→ PROBLEM DETAILS:
Write every line out verbatim and omit the pictures.

→ DATA SECTION:

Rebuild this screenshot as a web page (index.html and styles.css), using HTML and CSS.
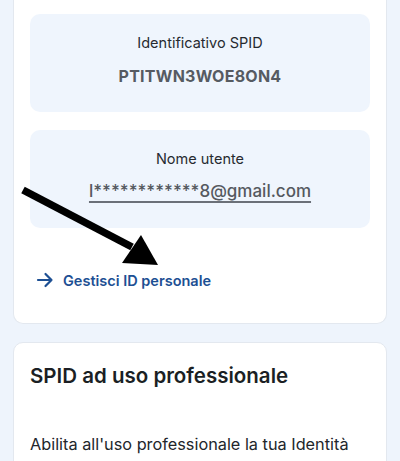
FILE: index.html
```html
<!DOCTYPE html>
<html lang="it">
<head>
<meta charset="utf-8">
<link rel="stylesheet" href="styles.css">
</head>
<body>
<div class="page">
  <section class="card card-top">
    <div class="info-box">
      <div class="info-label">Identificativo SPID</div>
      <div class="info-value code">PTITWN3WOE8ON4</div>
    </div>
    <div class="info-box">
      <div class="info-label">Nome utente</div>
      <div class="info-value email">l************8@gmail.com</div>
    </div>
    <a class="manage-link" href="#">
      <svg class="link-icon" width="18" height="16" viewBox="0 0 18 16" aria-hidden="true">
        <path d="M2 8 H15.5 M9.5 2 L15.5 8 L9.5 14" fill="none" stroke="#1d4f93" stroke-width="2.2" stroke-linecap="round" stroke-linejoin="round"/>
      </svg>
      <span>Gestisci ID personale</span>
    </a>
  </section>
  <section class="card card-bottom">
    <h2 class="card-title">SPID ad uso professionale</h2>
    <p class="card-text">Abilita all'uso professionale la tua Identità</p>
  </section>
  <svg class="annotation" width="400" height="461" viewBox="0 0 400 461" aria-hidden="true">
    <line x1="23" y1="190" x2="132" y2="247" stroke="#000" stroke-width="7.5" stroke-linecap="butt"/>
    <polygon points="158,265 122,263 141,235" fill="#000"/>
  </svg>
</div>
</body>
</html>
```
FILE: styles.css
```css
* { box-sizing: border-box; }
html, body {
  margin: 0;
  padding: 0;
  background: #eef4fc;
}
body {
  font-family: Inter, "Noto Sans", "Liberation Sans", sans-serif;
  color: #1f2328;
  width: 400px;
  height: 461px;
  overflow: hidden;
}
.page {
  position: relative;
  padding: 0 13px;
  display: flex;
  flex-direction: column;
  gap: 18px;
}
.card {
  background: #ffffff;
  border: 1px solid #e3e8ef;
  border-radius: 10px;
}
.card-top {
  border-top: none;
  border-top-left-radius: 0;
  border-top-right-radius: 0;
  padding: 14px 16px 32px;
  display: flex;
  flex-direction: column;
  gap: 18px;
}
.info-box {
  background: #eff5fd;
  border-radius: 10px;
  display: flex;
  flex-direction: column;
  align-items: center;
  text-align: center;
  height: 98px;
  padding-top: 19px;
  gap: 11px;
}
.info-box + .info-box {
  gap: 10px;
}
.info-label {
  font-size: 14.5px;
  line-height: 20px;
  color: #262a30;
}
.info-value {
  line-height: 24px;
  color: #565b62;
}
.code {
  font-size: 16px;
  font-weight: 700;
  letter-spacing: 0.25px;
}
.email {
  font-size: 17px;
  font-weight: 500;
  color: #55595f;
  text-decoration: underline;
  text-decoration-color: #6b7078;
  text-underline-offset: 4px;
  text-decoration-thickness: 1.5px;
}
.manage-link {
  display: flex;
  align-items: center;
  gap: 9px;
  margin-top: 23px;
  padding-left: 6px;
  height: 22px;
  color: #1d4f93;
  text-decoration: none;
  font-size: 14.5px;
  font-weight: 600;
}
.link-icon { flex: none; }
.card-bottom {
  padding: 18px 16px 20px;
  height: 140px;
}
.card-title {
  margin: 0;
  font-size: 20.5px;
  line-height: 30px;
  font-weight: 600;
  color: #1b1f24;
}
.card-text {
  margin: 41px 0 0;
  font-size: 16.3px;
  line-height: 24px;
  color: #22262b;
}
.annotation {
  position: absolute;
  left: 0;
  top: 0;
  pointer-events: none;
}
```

→ RESPONSE TO THE EXERCISE:
Rebuild this screenshot as a web page (index.html and styles.css), using HTML and CSS.
FILE: index.html
```html
<!DOCTYPE html>
<html lang="it">
<head>
<meta charset="utf-8">
<link rel="stylesheet" href="styles.css">
</head>
<body>
<div class="page">
  <section class="card card-top">
    <div class="info-box">
      <div class="info-label">Identificativo SPID</div>
      <div class="info-value code">PTITWN3WOE8ON4</div>
    </div>
    <div class="info-box">
      <div class="info-label">Nome utente</div>
      <div class="info-value email">l************8@gmail.com</div>
    </div>
    <a class="manage-link" href="#">
      <svg class="link-icon" width="18" height="16" viewBox="0 0 18 16" aria-hidden="true">
        <path d="M2 8 H15.5 M9.5 2 L15.5 8 L9.5 14" fill="none" stroke="#1d4f93" stroke-width="2.2" stroke-linecap="round" stroke-linejoin="round"/>
      </svg>
      <span>Gestisci ID personale</span>
    </a>
  </section>
  <section class="card card-bottom">
    <h2 class="card-title">SPID ad uso professionale</h2>
    <p class="card-text">Abilita all'uso professionale la tua Identità</p>
  </section>
  <svg class="annotation" width="400" height="461" viewBox="0 0 400 461" aria-hidden="true">
    <line x1="23" y1="190" x2="132" y2="247" stroke="#000" stroke-width="7.5" stroke-linecap="butt"/>
    <polygon points="158,265 122,263 141,235" fill="#000"/>
  </svg>
</div>
</body>
</html>
```
FILE: styles.css
```css
* { box-sizing: border-box; }
html, body {
  margin: 0;
  padding: 0;
  background: #eef4fc;
}
body {
  font-family: Inter, "Noto Sans", "Liberation Sans", sans-serif;
  color: #1f2328;
  width: 400px;
  height: 461px;
  overflow: hidden;
}
.page {
  position: relative;
  padding: 0 13px;
  display: flex;
  flex-direction: column;
  gap: 18px;
}
.card {
  background: #ffffff;
  border: 1px solid #e3e8ef;
  border-radius: 10px;
}
.card-top {
  border-top: none;
  border-top-left-radius: 0;
  border-top-right-radius: 0;
  padding: 14px 16px 32px;
  display: flex;
  flex-direction: column;
  gap: 18px;
}
.info-box {
  background: #eff5fd;
  border-radius: 10px;
  display: flex;
  flex-direction: column;
  align-items: center;
  text-align: center;
  height: 98px;
  padding-top: 19px;
  gap: 11px;
}
.info-box + .info-box {
  gap: 10px;
}
.info-label {
  font-size: 14.5px;
  line-height: 20px;
  color: #262a30;
}
.info-value {
  line-height: 24px;
  color: #565b62;
}
.code {
  font-size: 16px;
  font-weight: 700;
  letter-spacing: 0.25px;
}
.email {
  font-size: 17px;
  font-weight: 500;
  color: #55595f;
  text-decoration: underline;
  text-decoration-color: #6b7078;
  text-underline-offset: 4px;
  text-decoration-thickness: 1.5px;
}
.manage-link {
  display: flex;
  align-items: center;
  gap: 9px;
  margin-top: 23px;
  padding-left: 6px;
  height: 22px;
  color: #1d4f93;
  text-decoration: none;
  font-size: 14.5px;
  font-weight: 600;
}
.link-icon { flex: none; }
.card-bottom {
  padding: 18px 16px 20px;
  height: 140px;
}
.card-title {
  margin: 0;
  font-size: 20.5px;
  line-height: 30px;
  font-weight: 600;
  color: #1b1f24;
}
.card-text {
  margin: 41px 0 0;
  font-size: 16.3px;
  line-height: 24px;
  color: #22262b;
}
.annotation {
  position: absolute;
  left: 0;
  top: 0;
  pointer-events: none;
}
```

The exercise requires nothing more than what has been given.